**Task prompt:** Among the lines below, how many carry the string "styles"? Reply with a number and nothing else.
#### Source material ####
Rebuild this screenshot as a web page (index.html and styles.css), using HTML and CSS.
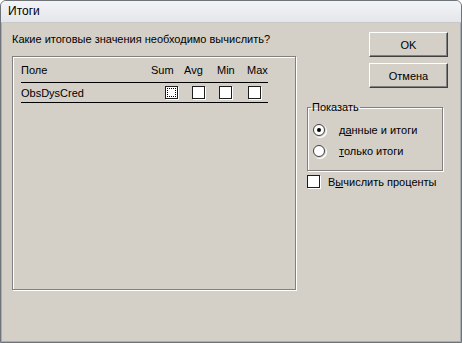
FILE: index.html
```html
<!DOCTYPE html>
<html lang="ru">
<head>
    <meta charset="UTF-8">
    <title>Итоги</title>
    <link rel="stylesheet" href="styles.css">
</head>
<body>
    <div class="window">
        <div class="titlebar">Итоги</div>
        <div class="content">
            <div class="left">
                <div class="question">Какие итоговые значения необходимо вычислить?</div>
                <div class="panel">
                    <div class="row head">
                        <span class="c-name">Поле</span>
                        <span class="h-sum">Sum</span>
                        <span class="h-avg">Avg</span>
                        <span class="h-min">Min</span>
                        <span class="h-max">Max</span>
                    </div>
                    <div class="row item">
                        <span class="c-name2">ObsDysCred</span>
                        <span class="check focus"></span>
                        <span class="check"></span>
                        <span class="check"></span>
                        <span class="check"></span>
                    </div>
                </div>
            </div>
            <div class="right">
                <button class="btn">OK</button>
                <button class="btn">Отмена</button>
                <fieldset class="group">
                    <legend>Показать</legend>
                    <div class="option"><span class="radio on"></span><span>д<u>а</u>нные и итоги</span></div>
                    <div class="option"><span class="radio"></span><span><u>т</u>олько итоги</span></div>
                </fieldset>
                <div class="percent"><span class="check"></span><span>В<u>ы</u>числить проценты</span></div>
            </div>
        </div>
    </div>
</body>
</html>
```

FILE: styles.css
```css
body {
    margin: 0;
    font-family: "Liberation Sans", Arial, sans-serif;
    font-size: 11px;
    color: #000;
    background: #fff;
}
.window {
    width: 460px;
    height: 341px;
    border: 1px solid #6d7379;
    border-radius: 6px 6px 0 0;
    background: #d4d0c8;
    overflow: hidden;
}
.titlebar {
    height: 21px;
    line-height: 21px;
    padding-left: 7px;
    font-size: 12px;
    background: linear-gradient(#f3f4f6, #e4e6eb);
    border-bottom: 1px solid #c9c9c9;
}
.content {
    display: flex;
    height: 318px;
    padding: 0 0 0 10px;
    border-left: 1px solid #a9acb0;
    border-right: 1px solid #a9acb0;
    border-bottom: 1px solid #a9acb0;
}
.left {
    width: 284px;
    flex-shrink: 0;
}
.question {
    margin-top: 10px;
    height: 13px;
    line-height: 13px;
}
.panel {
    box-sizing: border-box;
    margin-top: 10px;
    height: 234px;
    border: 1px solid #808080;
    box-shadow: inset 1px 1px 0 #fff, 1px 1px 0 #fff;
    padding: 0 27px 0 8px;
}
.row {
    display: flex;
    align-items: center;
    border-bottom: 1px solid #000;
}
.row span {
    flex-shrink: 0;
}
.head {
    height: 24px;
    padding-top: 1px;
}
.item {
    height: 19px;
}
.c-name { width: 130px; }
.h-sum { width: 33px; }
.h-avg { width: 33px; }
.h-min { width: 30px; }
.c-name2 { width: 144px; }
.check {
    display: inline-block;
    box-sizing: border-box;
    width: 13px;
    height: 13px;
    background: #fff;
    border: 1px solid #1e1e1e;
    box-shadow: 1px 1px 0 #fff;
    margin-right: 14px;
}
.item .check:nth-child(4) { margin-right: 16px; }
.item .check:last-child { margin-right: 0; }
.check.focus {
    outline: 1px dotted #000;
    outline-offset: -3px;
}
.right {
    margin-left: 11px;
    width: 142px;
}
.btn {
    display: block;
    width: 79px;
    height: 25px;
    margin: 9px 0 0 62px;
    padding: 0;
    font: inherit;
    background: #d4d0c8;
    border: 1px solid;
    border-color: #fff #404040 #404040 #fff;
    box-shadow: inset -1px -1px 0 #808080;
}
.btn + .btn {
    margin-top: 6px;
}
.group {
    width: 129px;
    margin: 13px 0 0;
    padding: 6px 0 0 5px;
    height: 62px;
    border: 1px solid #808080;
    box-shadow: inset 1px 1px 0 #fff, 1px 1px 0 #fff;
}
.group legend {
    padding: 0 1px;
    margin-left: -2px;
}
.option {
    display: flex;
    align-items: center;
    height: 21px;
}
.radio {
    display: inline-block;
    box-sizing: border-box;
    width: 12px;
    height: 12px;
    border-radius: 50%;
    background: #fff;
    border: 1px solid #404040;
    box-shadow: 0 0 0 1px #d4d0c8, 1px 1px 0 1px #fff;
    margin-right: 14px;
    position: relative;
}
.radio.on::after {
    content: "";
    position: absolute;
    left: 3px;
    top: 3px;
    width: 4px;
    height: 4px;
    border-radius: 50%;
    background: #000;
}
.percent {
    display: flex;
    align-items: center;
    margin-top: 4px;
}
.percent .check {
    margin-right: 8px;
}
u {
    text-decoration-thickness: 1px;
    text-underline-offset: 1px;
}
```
####
**Exercise result:** 3